Locate the string "page" in the records below. Copy every line where it occurs.

__RECORD EXTRACTS__:

▶

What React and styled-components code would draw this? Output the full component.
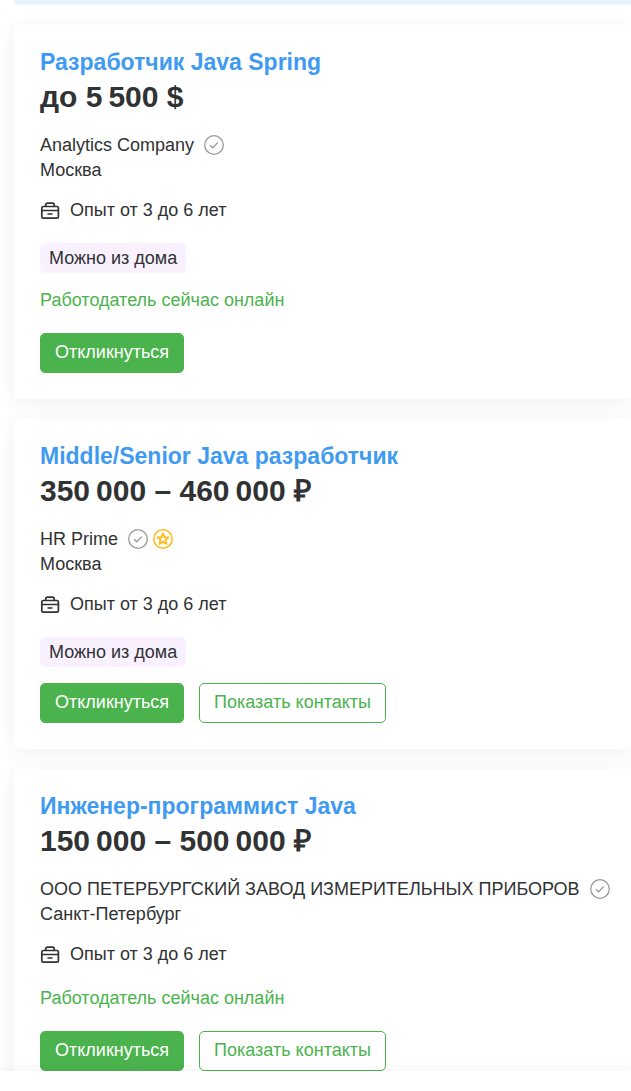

◀
▶

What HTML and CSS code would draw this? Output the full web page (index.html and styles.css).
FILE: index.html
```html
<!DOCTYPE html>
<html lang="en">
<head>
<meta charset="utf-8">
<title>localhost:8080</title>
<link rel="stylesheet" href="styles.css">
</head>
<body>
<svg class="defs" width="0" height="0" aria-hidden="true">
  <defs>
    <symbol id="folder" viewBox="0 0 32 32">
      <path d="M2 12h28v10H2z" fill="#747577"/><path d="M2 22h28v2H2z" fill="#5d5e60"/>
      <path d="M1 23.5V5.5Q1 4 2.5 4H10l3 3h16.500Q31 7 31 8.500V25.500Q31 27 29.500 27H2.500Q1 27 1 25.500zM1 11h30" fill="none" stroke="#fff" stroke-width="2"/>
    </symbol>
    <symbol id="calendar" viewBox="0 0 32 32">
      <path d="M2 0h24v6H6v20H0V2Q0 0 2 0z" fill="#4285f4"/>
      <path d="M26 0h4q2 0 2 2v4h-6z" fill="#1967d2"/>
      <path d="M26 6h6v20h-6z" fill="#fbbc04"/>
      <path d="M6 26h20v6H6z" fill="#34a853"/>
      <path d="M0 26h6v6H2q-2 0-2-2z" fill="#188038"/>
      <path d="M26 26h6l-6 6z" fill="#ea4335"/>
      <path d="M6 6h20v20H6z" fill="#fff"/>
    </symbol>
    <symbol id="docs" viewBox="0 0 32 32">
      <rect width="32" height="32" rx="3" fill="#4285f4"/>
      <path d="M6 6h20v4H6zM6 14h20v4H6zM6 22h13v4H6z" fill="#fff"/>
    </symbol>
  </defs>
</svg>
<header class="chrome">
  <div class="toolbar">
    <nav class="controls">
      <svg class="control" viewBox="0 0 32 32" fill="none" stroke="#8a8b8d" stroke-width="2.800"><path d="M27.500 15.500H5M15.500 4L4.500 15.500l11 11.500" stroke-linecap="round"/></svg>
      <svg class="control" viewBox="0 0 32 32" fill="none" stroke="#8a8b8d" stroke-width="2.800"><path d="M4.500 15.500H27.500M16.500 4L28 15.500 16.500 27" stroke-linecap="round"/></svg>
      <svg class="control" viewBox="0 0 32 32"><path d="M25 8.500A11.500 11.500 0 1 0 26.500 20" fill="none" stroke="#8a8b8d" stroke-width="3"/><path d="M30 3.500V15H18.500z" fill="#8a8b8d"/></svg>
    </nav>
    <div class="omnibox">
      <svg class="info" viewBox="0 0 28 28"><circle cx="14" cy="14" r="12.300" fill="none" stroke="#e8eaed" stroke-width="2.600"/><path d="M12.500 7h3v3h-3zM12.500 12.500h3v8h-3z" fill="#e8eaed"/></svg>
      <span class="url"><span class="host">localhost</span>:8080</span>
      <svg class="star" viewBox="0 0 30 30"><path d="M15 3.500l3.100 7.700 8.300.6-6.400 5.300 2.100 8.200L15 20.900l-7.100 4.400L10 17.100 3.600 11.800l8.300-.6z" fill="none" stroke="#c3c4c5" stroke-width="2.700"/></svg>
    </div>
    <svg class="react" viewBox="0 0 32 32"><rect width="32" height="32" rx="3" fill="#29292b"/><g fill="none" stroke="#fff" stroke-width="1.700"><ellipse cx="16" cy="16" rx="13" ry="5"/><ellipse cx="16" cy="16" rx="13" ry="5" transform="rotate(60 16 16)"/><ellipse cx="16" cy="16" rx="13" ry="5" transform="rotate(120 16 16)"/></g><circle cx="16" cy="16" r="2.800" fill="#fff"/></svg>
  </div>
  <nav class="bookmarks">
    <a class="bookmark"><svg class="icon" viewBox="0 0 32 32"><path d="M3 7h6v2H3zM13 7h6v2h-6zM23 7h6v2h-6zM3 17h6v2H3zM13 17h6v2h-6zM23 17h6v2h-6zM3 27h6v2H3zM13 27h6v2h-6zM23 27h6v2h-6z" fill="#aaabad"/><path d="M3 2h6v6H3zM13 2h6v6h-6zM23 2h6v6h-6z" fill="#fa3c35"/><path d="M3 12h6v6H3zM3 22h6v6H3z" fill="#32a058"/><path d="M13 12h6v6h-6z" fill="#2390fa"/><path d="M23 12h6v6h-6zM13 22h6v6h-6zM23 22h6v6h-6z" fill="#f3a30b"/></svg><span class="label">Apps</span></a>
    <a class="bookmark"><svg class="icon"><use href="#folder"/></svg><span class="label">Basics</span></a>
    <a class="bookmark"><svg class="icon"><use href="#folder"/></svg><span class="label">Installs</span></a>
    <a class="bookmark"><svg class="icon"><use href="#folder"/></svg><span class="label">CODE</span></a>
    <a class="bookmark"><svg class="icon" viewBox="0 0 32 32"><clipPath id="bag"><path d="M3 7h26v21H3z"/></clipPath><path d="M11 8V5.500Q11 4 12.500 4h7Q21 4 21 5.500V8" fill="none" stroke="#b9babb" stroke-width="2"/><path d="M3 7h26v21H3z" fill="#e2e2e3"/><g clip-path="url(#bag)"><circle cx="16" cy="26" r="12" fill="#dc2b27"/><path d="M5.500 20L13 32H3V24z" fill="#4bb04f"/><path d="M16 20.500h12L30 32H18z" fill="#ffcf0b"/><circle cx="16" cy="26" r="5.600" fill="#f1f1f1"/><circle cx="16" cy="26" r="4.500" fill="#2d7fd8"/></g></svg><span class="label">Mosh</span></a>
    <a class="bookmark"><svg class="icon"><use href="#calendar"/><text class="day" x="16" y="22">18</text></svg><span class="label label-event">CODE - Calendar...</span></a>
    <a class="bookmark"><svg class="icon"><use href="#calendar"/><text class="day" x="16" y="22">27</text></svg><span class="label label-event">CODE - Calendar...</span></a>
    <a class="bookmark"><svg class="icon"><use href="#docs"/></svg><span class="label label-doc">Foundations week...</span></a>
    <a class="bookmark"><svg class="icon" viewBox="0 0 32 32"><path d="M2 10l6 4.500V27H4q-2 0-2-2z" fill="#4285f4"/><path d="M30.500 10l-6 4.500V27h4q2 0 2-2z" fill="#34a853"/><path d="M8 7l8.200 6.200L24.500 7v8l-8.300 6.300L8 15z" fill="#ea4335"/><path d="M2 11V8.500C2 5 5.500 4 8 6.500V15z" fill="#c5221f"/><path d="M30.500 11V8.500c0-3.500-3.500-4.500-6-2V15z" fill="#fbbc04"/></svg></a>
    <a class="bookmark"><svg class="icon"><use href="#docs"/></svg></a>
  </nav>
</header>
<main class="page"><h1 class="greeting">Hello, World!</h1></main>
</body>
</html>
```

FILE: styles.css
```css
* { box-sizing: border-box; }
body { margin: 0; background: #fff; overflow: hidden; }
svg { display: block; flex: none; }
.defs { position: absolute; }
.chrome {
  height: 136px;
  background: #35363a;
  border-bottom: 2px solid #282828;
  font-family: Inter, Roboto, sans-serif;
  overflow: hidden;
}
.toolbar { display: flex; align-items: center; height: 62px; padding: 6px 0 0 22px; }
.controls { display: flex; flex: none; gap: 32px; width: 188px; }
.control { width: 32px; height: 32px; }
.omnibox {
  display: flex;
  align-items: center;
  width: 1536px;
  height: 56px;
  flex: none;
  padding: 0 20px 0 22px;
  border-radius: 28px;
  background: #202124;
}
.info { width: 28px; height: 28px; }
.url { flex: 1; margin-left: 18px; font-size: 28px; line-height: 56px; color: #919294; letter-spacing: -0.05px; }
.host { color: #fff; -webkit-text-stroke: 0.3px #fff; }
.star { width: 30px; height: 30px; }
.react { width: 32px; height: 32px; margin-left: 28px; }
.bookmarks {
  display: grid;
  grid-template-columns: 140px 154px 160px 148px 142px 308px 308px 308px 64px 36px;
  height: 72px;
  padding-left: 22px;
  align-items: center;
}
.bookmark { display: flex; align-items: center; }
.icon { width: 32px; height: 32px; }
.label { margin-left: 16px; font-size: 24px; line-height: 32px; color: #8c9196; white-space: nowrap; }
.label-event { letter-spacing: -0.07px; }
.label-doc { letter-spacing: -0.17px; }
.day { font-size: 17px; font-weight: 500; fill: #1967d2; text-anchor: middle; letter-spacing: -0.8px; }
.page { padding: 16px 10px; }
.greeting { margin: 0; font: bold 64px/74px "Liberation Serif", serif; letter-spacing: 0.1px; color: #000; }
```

◀

__OUTPUT BELOW__:
What HTML and CSS code would draw this? Output the full web page (index.html and styles.css).
<main class="page"><h1 class="greeting">Hello, World!</h1></main>
.page { padding: 16px 10px; }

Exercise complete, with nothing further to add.